** start **

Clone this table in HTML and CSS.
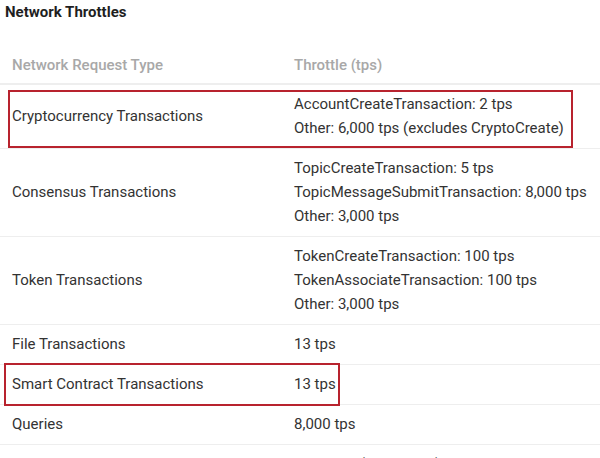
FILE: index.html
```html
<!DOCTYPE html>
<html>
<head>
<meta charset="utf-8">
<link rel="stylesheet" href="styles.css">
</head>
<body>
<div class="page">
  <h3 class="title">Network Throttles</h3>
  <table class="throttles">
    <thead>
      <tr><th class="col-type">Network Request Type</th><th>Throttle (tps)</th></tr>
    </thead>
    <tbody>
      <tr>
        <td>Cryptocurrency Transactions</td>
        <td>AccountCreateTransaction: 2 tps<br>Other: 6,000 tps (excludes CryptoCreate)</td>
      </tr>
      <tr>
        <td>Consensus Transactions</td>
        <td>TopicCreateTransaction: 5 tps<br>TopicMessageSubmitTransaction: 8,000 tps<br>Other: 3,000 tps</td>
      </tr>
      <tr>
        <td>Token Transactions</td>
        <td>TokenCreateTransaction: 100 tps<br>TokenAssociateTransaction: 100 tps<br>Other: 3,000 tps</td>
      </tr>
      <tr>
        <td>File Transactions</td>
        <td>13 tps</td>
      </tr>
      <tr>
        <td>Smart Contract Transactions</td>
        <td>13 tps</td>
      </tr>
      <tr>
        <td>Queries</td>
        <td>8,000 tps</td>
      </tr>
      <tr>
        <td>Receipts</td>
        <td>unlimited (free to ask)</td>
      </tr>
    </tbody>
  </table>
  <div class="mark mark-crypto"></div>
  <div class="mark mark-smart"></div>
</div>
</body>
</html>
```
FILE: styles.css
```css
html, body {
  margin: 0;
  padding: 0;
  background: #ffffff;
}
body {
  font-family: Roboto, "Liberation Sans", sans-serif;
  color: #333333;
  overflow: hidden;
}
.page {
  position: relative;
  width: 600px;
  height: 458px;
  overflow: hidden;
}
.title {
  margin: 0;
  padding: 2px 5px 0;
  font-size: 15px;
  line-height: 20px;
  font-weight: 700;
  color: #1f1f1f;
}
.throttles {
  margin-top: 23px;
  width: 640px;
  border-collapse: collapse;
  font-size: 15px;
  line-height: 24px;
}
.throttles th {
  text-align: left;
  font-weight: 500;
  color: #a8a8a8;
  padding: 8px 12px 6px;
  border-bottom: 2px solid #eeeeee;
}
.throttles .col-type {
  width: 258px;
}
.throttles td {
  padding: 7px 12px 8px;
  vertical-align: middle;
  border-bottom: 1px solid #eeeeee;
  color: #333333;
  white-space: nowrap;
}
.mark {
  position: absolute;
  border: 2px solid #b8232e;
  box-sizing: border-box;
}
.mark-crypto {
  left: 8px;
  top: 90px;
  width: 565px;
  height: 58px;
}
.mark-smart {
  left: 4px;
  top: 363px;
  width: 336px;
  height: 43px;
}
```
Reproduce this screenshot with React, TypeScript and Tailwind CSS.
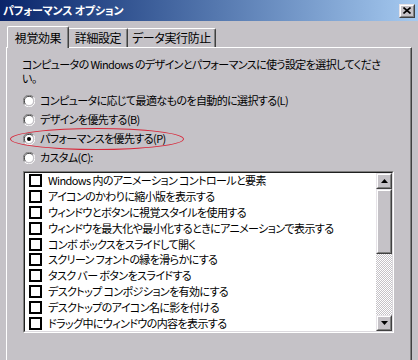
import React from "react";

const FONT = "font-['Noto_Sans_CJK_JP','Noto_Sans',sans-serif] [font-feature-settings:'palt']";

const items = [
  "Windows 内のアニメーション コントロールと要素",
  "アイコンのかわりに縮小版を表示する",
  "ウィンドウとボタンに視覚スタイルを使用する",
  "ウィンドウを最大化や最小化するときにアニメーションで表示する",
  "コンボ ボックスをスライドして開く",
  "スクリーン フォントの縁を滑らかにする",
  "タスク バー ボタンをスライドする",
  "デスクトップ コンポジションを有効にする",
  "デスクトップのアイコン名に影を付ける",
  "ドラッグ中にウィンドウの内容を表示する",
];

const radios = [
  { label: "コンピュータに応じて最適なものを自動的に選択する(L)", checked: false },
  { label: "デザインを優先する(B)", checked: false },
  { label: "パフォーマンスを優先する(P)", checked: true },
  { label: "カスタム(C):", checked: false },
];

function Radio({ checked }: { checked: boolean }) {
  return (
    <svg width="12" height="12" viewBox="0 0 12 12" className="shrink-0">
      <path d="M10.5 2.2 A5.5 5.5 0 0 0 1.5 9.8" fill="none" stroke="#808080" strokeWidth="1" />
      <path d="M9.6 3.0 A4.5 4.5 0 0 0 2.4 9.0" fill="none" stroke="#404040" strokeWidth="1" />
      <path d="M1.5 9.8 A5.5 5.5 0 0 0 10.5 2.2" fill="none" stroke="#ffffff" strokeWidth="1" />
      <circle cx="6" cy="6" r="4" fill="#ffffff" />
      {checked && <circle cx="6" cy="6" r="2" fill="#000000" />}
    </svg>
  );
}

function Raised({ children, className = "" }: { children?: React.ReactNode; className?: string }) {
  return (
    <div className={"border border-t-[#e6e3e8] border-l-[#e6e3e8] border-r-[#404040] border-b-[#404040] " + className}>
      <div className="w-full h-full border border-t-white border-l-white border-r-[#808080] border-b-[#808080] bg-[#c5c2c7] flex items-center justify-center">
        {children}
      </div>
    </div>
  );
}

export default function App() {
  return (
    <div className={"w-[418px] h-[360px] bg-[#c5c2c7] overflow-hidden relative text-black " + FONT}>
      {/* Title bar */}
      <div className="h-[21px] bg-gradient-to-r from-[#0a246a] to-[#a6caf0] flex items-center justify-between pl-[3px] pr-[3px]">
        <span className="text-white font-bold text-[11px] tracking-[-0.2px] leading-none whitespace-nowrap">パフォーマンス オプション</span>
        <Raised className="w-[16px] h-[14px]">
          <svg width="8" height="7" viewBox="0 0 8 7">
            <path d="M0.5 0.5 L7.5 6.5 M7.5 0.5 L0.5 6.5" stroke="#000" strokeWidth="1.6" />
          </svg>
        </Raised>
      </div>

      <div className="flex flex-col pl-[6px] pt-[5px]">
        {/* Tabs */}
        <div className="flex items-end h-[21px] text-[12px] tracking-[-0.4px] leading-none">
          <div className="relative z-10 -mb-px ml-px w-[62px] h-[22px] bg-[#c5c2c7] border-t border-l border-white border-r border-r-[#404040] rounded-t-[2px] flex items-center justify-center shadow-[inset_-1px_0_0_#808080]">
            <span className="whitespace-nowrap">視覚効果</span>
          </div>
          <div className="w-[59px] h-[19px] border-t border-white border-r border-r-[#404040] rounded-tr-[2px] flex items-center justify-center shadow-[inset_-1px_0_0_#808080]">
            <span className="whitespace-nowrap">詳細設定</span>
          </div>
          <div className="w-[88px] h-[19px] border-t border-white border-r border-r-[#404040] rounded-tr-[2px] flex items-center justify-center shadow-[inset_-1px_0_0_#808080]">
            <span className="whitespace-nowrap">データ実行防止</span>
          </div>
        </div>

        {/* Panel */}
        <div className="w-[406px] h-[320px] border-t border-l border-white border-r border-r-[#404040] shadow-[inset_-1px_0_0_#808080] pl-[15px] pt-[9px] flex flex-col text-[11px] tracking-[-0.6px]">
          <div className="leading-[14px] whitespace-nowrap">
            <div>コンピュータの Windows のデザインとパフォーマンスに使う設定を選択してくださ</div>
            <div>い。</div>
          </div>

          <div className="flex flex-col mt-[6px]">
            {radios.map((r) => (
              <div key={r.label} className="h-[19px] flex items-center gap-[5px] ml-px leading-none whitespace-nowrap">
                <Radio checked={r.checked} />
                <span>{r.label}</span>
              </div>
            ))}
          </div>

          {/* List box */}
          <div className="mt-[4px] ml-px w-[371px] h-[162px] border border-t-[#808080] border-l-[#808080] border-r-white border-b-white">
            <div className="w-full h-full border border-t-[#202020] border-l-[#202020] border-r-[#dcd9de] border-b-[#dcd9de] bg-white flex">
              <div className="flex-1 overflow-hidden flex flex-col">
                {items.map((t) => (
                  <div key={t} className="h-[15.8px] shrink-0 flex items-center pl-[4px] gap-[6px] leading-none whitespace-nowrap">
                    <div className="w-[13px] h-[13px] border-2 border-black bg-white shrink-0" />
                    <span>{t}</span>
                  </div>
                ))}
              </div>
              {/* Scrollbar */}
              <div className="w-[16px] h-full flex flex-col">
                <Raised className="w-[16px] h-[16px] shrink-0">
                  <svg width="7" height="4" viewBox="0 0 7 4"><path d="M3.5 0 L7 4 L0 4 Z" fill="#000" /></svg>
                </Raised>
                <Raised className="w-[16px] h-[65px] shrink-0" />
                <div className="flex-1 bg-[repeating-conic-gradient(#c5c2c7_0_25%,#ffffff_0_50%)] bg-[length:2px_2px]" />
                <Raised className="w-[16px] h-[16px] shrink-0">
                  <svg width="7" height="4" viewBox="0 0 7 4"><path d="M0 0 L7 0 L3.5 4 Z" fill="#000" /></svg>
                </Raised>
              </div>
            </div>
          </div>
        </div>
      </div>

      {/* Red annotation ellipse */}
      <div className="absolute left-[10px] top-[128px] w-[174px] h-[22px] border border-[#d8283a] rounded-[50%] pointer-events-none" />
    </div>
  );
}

** end **

Extract each line from the entries above that contains the string "this".

Clone this table in HTML and CSS.
Reproduce this screenshot with React, TypeScript and Tailwind CSS.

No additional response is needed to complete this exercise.